▶ _Goal_: Extract the full listing verbatim and drop any pictures from your copy.

▶ _Data segment_:
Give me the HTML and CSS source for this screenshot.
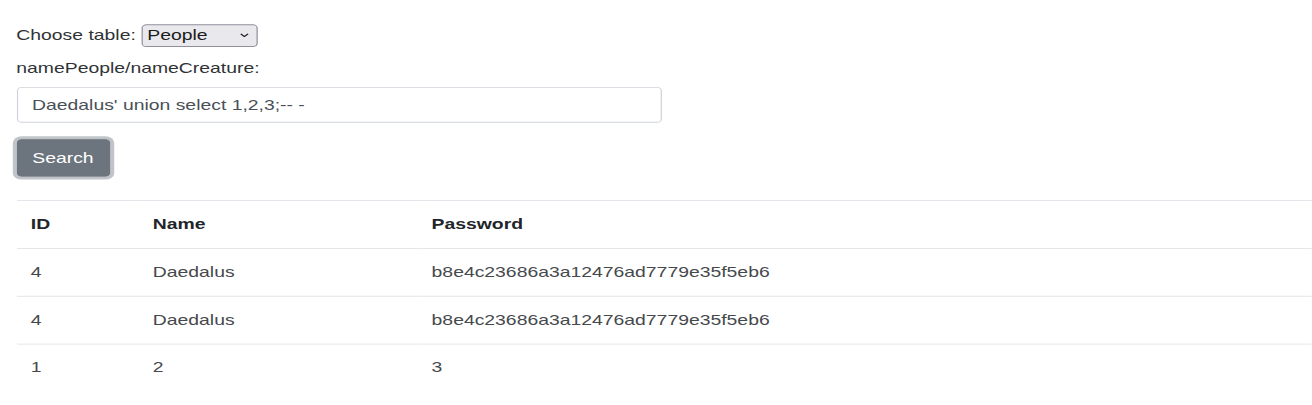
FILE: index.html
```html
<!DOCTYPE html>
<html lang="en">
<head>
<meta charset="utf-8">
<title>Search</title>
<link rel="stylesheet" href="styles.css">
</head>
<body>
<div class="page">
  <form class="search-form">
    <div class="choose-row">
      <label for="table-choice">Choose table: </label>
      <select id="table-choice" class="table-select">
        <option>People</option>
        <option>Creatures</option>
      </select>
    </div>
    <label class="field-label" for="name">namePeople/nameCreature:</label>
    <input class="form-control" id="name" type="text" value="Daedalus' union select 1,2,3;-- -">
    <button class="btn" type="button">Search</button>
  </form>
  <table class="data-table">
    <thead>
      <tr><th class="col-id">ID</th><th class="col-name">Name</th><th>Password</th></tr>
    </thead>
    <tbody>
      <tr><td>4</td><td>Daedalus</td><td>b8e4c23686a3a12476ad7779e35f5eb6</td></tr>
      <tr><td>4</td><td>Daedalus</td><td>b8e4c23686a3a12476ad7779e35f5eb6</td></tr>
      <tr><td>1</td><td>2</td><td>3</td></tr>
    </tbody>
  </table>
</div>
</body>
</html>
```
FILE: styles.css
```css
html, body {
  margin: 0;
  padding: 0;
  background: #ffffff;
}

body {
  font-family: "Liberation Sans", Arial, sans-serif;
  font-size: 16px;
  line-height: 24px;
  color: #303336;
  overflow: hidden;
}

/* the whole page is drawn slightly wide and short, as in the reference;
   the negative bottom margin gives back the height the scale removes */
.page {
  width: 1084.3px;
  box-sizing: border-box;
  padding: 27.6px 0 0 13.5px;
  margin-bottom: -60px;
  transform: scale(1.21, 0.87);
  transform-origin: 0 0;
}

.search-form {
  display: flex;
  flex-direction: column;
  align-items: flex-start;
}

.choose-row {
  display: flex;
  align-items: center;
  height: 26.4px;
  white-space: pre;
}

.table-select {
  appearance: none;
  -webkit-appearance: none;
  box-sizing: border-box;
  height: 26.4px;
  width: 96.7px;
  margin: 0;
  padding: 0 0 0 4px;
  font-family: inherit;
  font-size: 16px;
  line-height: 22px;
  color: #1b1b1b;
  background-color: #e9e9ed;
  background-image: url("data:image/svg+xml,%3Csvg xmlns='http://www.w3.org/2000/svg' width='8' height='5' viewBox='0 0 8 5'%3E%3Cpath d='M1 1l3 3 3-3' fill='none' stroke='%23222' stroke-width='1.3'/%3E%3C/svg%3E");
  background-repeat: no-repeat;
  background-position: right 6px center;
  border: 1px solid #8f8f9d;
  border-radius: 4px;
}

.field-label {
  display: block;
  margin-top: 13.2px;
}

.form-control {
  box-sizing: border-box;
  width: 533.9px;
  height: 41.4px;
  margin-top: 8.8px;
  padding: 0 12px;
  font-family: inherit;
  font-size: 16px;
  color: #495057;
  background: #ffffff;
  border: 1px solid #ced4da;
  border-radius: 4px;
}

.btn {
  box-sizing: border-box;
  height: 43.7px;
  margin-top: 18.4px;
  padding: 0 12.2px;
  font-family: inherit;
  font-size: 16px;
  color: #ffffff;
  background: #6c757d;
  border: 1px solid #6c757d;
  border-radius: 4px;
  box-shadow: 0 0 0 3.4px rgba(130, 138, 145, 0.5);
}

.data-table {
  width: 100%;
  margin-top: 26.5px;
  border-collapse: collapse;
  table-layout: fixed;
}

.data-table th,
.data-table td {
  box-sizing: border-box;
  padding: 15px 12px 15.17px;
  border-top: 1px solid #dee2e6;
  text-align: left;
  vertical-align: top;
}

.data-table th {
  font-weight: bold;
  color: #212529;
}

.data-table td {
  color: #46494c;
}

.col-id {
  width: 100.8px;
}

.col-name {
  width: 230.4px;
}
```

▶ _Solved exercise_:
Give me the HTML and CSS source for this screenshot.
FILE: index.html
```html
<!DOCTYPE html>
<html lang="en">
<head>
<meta charset="utf-8">
<title>Search</title>
<link rel="stylesheet" href="styles.css">
</head>
<body>
<div class="page">
  <form class="search-form">
    <div class="choose-row">
      <label for="table-choice">Choose table: </label>
      <select id="table-choice" class="table-select">
        <option>People</option>
        <option>Creatures</option>
      </select>
    </div>
    <label class="field-label" for="name">namePeople/nameCreature:</label>
    <input class="form-control" id="name" type="text" value="Daedalus' union select 1,2,3;-- -">
    <button class="btn" type="button">Search</button>
  </form>
  <table class="data-table">
    <thead>
      <tr><th class="col-id">ID</th><th class="col-name">Name</th><th>Password</th></tr>
    </thead>
    <tbody>
      <tr><td>4</td><td>Daedalus</td><td>b8e4c23686a3a12476ad7779e35f5eb6</td></tr>
      <tr><td>4</td><td>Daedalus</td><td>b8e4c23686a3a12476ad7779e35f5eb6</td></tr>
      <tr><td>1</td><td>2</td><td>3</td></tr>
    </tbody>
  </table>
</div>
</body>
</html>
```
FILE: styles.css
```css
html, body {
  margin: 0;
  padding: 0;
  background: #ffffff;
}

body {
  font-family: "Liberation Sans", Arial, sans-serif;
  font-size: 16px;
  line-height: 24px;
  color: #303336;
  overflow: hidden;
}

/* the whole page is drawn slightly wide and short, as in the reference;
   the negative bottom margin gives back the height the scale removes */
.page {
  width: 1084.3px;
  box-sizing: border-box;
  padding: 27.6px 0 0 13.5px;
  margin-bottom: -60px;
  transform: scale(1.21, 0.87);
  transform-origin: 0 0;
}

.search-form {
  display: flex;
  flex-direction: column;
  align-items: flex-start;
}

.choose-row {
  display: flex;
  align-items: center;
  height: 26.4px;
  white-space: pre;
}

.table-select {
  appearance: none;
  -webkit-appearance: none;
  box-sizing: border-box;
  height: 26.4px;
  width: 96.7px;
  margin: 0;
  padding: 0 0 0 4px;
  font-family: inherit;
  font-size: 16px;
  line-height: 22px;
  color: #1b1b1b;
  background-color: #e9e9ed;
  background-image: url("data:image/svg+xml,%3Csvg xmlns='http://www.w3.org/2000/svg' width='8' height='5' viewBox='0 0 8 5'%3E%3Cpath d='M1 1l3 3 3-3' fill='none' stroke='%23222' stroke-width='1.3'/%3E%3C/svg%3E");
  background-repeat: no-repeat;
  background-position: right 6px center;
  border: 1px solid #8f8f9d;
  border-radius: 4px;
}

.field-label {
  display: block;
  margin-top: 13.2px;
}

.form-control {
  box-sizing: border-box;
  width: 533.9px;
  height: 41.4px;
  margin-top: 8.8px;
  padding: 0 12px;
  font-family: inherit;
  font-size: 16px;
  color: #495057;
  background: #ffffff;
  border: 1px solid #ced4da;
  border-radius: 4px;
}

.btn {
  box-sizing: border-box;
  height: 43.7px;
  margin-top: 18.4px;
  padding: 0 12.2px;
  font-family: inherit;
  font-size: 16px;
  color: #ffffff;
  background: #6c757d;
  border: 1px solid #6c757d;
  border-radius: 4px;
  box-shadow: 0 0 0 3.4px rgba(130, 138, 145, 0.5);
}

.data-table {
  width: 100%;
  margin-top: 26.5px;
  border-collapse: collapse;
  table-layout: fixed;
}

.data-table th,
.data-table td {
  box-sizing: border-box;
  padding: 15px 12px 15.17px;
  border-top: 1px solid #dee2e6;
  text-align: left;
  vertical-align: top;
}

.data-table th {
  font-weight: bold;
  color: #212529;
}

.data-table td {
  color: #46494c;
}

.col-id {
  width: 100.8px;
}

.col-name {
  width: 230.4px;
}
```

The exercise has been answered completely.